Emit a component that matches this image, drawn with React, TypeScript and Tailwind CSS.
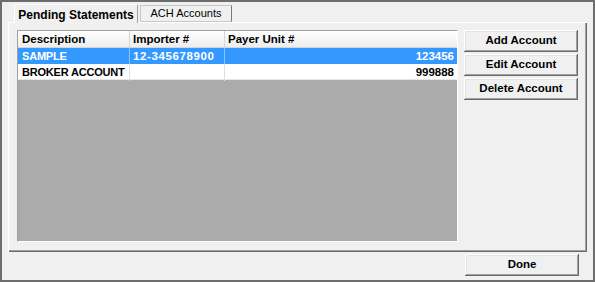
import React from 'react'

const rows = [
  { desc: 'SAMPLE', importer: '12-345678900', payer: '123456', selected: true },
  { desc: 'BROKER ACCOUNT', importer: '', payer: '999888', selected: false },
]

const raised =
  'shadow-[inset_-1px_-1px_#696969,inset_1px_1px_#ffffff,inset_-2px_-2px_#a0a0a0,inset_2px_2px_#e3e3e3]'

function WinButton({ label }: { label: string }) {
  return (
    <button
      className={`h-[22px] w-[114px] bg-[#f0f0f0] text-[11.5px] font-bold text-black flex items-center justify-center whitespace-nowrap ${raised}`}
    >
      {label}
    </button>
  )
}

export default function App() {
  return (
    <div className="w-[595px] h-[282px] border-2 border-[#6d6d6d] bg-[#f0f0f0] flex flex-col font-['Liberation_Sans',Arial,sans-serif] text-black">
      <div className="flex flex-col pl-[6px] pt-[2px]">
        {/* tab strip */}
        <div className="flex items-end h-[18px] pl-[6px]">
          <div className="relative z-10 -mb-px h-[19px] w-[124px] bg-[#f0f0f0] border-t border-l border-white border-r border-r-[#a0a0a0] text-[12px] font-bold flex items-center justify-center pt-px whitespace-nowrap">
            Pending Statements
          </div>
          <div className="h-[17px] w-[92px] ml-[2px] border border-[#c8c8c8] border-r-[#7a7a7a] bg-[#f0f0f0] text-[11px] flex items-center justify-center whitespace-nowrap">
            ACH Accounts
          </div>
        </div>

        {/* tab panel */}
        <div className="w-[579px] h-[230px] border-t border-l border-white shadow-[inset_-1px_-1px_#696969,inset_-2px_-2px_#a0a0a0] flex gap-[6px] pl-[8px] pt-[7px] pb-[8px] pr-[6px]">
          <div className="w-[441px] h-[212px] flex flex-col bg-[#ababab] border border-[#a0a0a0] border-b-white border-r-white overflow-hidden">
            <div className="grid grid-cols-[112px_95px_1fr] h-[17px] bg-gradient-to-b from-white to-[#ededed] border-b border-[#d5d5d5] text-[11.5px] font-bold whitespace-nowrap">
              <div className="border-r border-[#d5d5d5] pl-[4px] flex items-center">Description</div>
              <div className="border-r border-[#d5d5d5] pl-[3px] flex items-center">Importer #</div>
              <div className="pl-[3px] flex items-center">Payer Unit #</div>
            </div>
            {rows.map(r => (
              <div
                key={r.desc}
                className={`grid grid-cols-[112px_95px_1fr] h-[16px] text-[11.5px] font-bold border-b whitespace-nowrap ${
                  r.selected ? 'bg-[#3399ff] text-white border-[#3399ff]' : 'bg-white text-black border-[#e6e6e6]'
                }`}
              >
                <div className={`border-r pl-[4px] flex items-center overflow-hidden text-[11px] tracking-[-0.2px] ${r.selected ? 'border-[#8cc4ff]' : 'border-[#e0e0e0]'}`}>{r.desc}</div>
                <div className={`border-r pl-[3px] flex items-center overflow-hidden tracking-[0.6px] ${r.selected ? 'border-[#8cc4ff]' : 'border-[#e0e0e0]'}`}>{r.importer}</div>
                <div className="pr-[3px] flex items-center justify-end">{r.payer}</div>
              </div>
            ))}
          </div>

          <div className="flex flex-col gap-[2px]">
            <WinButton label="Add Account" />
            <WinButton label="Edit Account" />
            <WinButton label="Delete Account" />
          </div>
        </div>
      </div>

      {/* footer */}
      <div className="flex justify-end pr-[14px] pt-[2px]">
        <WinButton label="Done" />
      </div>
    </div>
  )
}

● ● ●

= OBJECTIVE =
All of the data above should be quoted exactly, except for the pictures.

= PROBLEM SOLUTION =
Emit a component that matches this image, drawn with React, TypeScript and Tailwind CSS.
import React from 'react'

const rows = [
  { desc: 'SAMPLE', importer: '12-345678900', payer: '123456', selected: true },
  { desc: 'BROKER ACCOUNT', importer: '', payer: '999888', selected: false },
]

const raised =
  'shadow-[inset_-1px_-1px_#696969,inset_1px_1px_#ffffff,inset_-2px_-2px_#a0a0a0,inset_2px_2px_#e3e3e3]'

function WinButton({ label }: { label: string }) {
  return (
    <button
      className={`h-[22px] w-[114px] bg-[#f0f0f0] text-[11.5px] font-bold text-black flex items-center justify-center whitespace-nowrap ${raised}`}
    >
      {label}
    </button>
  )
}

export default function App() {
  return (
    <div className="w-[595px] h-[282px] border-2 border-[#6d6d6d] bg-[#f0f0f0] flex flex-col font-['Liberation_Sans',Arial,sans-serif] text-black">
      <div className="flex flex-col pl-[6px] pt-[2px]">
        {/* tab strip */}
        <div className="flex items-end h-[18px] pl-[6px]">
          <div className="relative z-10 -mb-px h-[19px] w-[124px] bg-[#f0f0f0] border-t border-l border-white border-r border-r-[#a0a0a0] text-[12px] font-bold flex items-center justify-center pt-px whitespace-nowrap">
            Pending Statements
          </div>
          <div className="h-[17px] w-[92px] ml-[2px] border border-[#c8c8c8] border-r-[#7a7a7a] bg-[#f0f0f0] text-[11px] flex items-center justify-center whitespace-nowrap">
            ACH Accounts
          </div>
        </div>

        {/* tab panel */}
        <div className="w-[579px] h-[230px] border-t border-l border-white shadow-[inset_-1px_-1px_#696969,inset_-2px_-2px_#a0a0a0] flex gap-[6px] pl-[8px] pt-[7px] pb-[8px] pr-[6px]">
          <div className="w-[441px] h-[212px] flex flex-col bg-[#ababab] border border-[#a0a0a0] border-b-white border-r-white overflow-hidden">
            <div className="grid grid-cols-[112px_95px_1fr] h-[17px] bg-gradient-to-b from-white to-[#ededed] border-b border-[#d5d5d5] text-[11.5px] font-bold whitespace-nowrap">
              <div className="border-r border-[#d5d5d5] pl-[4px] flex items-center">Description</div>
              <div className="border-r border-[#d5d5d5] pl-[3px] flex items-center">Importer #</div>
              <div className="pl-[3px] flex items-center">Payer Unit #</div>
            </div>
            {rows.map(r => (
              <div
                key={r.desc}
                className={`grid grid-cols-[112px_95px_1fr] h-[16px] text-[11.5px] font-bold border-b whitespace-nowrap ${
                  r.selected ? 'bg-[#3399ff] text-white border-[#3399ff]' : 'bg-white text-black border-[#e6e6e6]'
                }`}
              >
                <div className={`border-r pl-[4px] flex items-center overflow-hidden text-[11px] tracking-[-0.2px] ${r.selected ? 'border-[#8cc4ff]' : 'border-[#e0e0e0]'}`}>{r.desc}</div>
                <div className={`border-r pl-[3px] flex items-center overflow-hidden tracking-[0.6px] ${r.selected ? 'border-[#8cc4ff]' : 'border-[#e0e0e0]'}`}>{r.importer}</div>
                <div className="pr-[3px] flex items-center justify-end">{r.payer}</div>
              </div>
            ))}
          </div>

          <div className="flex flex-col gap-[2px]">
            <WinButton label="Add Account" />
            <WinButton label="Edit Account" />
            <WinButton label="Delete Account" />
          </div>
        </div>
      </div>

      {/* footer */}
      <div className="flex justify-end pr-[14px] pt-[2px]">
        <WinButton label="Done" />
      </div>
    </div>
  )
}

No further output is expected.